# Prompt
Find each line holding "with" and copy it out.
─── Input data
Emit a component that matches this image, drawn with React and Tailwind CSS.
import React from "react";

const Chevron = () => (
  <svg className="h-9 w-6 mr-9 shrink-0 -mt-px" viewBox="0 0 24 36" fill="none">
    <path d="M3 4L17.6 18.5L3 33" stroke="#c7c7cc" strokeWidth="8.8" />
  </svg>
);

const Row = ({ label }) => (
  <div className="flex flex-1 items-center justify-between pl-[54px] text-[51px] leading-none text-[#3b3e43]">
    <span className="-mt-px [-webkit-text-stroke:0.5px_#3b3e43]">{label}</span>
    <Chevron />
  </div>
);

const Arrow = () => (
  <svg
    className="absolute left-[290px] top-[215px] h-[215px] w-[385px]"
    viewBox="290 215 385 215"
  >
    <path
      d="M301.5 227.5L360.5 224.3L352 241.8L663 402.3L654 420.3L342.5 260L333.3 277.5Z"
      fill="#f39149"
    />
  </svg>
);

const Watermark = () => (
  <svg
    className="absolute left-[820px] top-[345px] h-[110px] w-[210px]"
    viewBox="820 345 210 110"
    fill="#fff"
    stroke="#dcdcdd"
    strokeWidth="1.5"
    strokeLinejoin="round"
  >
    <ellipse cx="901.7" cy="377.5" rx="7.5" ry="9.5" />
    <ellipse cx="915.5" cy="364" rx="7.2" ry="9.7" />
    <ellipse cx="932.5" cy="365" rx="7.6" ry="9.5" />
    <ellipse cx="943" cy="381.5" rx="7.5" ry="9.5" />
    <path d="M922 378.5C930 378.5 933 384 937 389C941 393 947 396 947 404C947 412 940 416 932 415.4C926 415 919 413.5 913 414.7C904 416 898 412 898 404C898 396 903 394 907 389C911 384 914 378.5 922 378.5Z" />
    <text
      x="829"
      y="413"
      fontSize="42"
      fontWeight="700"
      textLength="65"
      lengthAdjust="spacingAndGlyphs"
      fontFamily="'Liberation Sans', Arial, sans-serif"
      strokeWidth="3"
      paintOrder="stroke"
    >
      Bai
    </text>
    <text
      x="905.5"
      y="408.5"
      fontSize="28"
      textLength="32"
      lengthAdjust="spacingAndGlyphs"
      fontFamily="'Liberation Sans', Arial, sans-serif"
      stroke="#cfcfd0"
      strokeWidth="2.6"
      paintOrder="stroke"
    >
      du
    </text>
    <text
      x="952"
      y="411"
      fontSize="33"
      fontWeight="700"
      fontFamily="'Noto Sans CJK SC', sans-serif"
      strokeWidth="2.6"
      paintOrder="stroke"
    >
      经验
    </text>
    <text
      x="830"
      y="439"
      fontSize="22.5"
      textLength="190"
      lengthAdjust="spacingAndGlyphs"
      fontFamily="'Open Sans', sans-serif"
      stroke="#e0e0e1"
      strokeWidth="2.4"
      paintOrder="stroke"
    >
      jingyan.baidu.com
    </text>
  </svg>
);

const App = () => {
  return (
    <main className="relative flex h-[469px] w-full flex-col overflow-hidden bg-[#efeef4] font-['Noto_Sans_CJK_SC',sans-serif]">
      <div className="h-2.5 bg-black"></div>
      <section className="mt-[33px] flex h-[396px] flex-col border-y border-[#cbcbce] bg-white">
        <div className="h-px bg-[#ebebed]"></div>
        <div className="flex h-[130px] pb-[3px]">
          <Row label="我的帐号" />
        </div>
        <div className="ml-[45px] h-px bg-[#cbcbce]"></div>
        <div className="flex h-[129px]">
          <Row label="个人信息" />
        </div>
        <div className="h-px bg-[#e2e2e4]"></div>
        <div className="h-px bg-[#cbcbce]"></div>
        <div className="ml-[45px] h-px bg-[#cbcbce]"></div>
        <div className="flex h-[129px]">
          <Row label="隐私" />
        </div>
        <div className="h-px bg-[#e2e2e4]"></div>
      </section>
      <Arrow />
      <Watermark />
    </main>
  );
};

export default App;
──────
─── Input data
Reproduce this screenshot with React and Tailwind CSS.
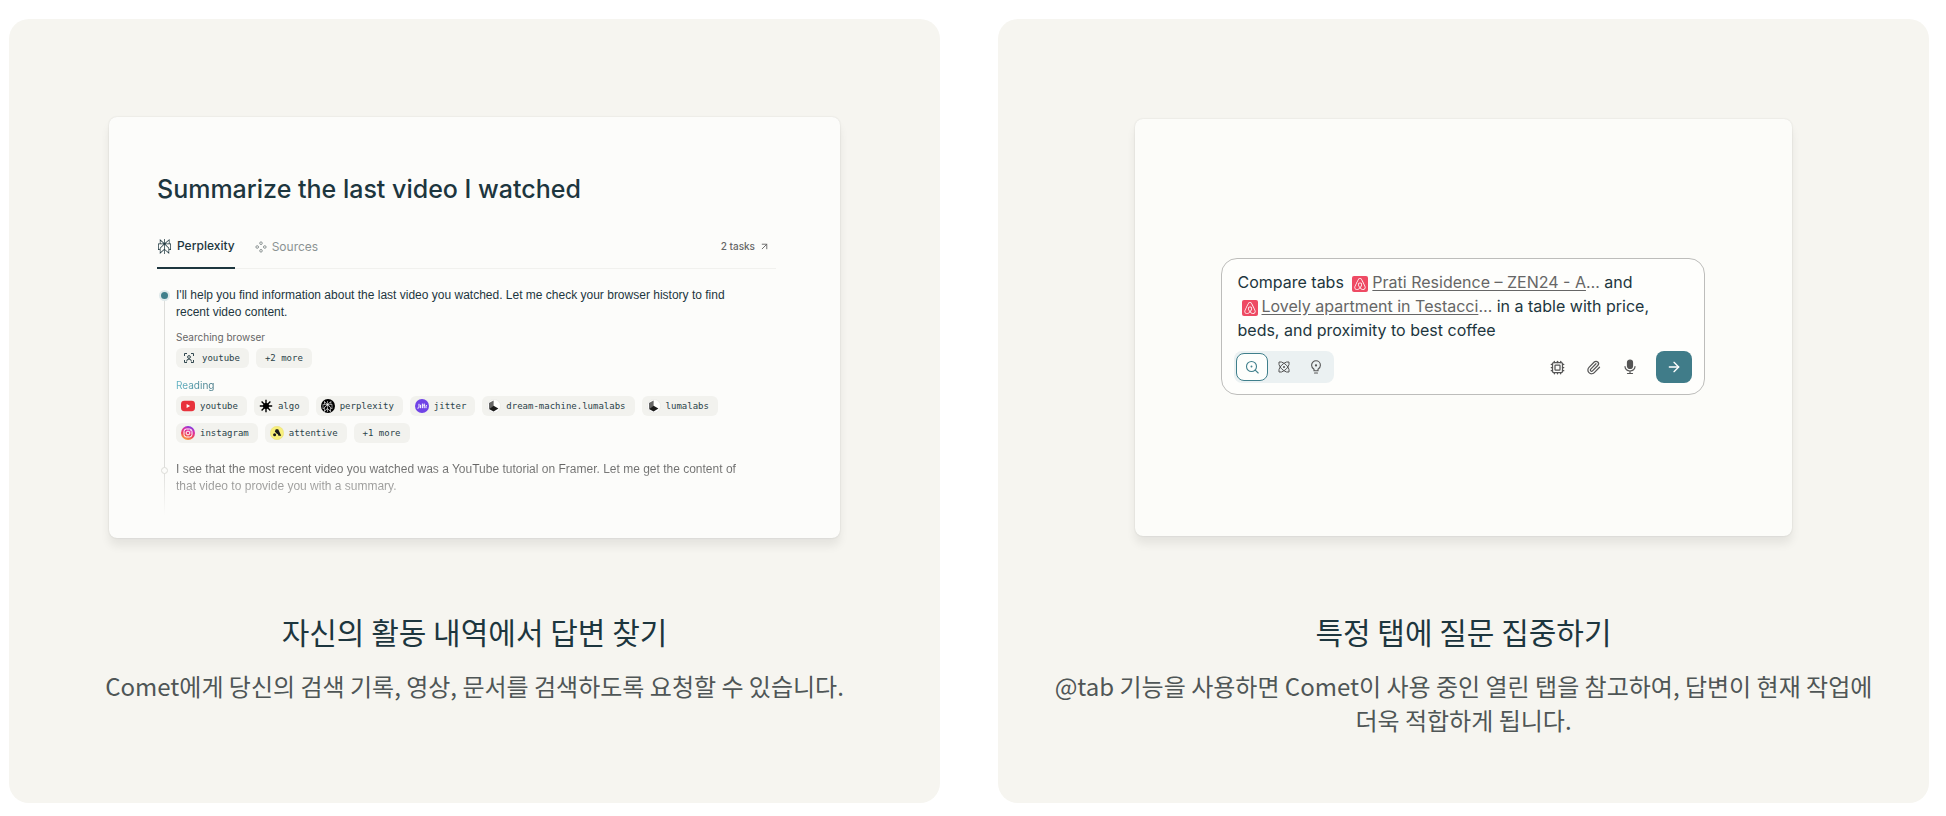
──────
─── Input data
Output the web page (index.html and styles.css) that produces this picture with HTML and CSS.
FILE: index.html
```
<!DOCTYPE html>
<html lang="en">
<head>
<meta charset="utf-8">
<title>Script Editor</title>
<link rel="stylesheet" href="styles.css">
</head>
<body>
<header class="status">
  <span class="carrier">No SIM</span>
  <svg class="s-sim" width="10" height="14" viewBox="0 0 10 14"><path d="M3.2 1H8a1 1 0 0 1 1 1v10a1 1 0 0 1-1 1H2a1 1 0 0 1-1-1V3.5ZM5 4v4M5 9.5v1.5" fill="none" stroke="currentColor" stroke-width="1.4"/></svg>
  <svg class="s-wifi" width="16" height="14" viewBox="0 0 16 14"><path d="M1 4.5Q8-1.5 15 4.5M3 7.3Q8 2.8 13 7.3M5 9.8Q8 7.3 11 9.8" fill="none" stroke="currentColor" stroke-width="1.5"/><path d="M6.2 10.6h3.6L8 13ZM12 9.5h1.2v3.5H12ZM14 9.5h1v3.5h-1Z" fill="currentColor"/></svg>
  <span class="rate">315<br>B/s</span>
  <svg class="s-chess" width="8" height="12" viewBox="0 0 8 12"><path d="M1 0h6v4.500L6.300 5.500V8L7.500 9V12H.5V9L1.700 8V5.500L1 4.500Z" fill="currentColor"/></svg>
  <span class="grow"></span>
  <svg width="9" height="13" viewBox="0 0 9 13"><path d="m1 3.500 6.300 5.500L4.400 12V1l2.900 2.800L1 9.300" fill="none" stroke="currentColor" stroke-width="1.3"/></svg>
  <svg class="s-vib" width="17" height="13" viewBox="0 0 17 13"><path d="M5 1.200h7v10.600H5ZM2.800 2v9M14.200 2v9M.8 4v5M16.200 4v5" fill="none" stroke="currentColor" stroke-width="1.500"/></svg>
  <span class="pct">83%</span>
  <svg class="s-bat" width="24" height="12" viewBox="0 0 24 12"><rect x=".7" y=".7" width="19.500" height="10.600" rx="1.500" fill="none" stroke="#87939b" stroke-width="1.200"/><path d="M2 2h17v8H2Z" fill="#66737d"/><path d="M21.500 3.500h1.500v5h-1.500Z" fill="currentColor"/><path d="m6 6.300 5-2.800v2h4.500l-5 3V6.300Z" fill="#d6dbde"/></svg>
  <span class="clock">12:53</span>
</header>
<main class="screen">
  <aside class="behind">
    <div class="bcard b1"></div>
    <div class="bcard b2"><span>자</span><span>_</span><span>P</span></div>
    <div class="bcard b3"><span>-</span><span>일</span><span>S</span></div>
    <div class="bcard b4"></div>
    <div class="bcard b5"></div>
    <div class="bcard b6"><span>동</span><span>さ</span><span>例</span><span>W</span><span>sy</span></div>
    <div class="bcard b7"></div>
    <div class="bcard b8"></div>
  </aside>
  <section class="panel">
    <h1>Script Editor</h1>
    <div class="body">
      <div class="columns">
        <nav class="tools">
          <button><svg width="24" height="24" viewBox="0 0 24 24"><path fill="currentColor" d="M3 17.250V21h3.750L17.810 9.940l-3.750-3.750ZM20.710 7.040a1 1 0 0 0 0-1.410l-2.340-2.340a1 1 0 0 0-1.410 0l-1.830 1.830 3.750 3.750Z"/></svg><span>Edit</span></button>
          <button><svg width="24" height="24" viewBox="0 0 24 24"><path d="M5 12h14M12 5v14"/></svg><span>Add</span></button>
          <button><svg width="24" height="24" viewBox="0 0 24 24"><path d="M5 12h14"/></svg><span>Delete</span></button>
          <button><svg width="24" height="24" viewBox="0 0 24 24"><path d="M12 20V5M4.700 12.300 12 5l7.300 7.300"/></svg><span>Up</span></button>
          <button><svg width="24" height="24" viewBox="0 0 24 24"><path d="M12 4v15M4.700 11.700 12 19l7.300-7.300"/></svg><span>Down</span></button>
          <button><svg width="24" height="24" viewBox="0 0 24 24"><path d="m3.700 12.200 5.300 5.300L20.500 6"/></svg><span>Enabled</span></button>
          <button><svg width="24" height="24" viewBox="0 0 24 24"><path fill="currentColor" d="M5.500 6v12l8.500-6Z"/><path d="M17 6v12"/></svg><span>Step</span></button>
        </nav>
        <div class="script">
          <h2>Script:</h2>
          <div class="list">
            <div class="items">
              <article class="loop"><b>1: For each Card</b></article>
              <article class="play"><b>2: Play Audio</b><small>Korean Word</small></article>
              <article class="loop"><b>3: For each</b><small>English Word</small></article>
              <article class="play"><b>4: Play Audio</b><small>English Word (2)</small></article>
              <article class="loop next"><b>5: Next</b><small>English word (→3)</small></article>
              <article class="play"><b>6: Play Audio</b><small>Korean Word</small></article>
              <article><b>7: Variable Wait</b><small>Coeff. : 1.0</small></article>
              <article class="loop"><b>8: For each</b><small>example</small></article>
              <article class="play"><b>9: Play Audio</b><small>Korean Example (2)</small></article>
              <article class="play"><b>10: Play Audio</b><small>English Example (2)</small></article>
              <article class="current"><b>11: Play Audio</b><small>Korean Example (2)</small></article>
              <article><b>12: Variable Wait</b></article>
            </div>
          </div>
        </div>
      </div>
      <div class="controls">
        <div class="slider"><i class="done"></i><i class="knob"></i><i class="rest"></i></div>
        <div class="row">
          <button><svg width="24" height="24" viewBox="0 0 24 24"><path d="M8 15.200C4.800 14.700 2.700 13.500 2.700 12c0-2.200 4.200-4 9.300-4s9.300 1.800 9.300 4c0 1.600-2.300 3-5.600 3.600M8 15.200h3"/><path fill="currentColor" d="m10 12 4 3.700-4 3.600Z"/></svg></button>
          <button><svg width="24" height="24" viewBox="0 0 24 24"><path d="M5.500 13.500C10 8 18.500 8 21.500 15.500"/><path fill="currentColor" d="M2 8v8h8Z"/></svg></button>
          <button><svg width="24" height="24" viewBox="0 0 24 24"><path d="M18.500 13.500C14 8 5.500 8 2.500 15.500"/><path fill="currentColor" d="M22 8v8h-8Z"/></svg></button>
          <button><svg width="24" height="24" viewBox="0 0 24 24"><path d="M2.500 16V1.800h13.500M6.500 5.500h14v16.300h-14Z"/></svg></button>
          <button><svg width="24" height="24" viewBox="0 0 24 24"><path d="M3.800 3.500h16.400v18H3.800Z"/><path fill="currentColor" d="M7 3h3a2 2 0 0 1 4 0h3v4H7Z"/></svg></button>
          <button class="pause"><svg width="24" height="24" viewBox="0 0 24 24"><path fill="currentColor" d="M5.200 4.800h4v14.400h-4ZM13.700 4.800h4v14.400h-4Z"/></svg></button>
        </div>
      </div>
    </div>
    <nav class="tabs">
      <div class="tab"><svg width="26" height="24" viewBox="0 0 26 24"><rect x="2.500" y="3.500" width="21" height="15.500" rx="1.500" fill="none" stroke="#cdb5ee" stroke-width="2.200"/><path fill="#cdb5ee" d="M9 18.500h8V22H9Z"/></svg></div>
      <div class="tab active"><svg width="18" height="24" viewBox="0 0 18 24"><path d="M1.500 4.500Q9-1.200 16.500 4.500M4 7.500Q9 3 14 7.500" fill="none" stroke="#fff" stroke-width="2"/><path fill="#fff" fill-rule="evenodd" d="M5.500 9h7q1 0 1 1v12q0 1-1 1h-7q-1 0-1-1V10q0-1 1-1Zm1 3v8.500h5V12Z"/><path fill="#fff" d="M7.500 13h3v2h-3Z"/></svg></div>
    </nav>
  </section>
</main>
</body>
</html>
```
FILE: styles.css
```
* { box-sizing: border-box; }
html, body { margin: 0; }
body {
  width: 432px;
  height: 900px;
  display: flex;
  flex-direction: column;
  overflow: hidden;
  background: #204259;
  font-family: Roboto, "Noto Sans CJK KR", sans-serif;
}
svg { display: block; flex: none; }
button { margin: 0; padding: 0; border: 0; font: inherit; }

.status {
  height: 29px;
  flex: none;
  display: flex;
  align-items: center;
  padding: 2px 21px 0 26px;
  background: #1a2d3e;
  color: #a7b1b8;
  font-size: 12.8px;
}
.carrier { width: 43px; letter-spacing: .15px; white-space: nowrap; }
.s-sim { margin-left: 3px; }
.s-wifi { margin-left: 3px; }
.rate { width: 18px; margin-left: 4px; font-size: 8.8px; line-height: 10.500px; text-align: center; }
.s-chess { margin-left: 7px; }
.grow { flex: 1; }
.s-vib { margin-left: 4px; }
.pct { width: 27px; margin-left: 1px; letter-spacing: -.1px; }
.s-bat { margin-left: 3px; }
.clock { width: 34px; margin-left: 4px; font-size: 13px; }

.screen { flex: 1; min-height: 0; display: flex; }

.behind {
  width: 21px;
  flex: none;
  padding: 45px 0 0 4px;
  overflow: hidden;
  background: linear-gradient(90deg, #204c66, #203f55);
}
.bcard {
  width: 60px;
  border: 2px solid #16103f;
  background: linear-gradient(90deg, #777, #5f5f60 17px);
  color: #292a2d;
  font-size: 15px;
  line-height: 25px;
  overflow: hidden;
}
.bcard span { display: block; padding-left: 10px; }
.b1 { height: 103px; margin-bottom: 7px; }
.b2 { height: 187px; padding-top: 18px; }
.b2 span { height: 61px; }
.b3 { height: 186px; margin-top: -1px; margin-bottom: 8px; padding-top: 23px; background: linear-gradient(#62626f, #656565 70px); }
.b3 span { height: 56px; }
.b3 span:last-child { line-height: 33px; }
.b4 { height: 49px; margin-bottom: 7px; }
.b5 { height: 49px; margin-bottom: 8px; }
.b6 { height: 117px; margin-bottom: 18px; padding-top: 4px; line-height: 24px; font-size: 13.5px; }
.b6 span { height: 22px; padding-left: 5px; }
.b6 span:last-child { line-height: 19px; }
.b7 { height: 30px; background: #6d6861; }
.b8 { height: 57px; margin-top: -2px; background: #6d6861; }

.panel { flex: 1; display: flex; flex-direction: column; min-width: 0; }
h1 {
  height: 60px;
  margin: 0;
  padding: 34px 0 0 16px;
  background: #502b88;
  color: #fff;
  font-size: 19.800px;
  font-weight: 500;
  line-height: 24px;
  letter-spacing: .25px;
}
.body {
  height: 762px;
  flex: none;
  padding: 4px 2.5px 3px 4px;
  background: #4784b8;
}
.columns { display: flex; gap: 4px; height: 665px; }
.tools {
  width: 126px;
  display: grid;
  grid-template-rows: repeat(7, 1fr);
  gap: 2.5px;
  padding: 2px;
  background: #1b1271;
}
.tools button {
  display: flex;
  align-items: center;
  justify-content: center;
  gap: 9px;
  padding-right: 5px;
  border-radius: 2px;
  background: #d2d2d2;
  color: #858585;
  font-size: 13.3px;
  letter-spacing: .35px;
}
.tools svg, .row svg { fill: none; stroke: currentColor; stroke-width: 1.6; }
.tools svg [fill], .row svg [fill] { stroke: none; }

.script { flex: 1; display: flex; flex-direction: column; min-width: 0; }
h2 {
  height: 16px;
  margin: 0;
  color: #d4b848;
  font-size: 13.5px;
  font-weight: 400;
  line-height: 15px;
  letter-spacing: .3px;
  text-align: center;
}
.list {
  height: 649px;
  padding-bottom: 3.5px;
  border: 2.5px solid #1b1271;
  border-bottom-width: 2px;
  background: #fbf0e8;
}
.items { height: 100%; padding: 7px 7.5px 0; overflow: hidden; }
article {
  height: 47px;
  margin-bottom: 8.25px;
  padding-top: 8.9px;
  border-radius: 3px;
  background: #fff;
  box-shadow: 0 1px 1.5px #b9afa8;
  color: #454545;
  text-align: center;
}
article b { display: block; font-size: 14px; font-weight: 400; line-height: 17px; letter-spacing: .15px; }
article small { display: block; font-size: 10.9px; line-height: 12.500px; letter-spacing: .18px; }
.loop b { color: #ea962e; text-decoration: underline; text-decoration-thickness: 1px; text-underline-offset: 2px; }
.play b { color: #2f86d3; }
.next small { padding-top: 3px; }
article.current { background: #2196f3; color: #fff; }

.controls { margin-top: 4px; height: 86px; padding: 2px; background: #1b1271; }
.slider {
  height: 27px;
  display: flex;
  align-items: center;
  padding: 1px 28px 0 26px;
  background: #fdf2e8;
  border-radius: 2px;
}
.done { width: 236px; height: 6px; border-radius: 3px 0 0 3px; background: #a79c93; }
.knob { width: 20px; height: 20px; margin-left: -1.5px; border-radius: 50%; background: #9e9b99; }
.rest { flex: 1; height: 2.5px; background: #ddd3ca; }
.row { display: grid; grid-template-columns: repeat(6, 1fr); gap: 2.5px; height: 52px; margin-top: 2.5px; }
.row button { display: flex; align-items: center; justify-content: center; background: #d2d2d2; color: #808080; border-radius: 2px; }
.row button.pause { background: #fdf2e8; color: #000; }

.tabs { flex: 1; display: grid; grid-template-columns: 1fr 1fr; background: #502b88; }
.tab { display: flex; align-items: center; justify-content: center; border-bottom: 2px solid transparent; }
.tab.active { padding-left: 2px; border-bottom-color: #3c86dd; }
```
──────
# Result of this task
Emit a component that matches this image, drawn with React and Tailwind CSS.
Reproduce this screenshot with React and Tailwind CSS.
Output the web page (index.html and styles.css) that produces this picture with HTML and CSS.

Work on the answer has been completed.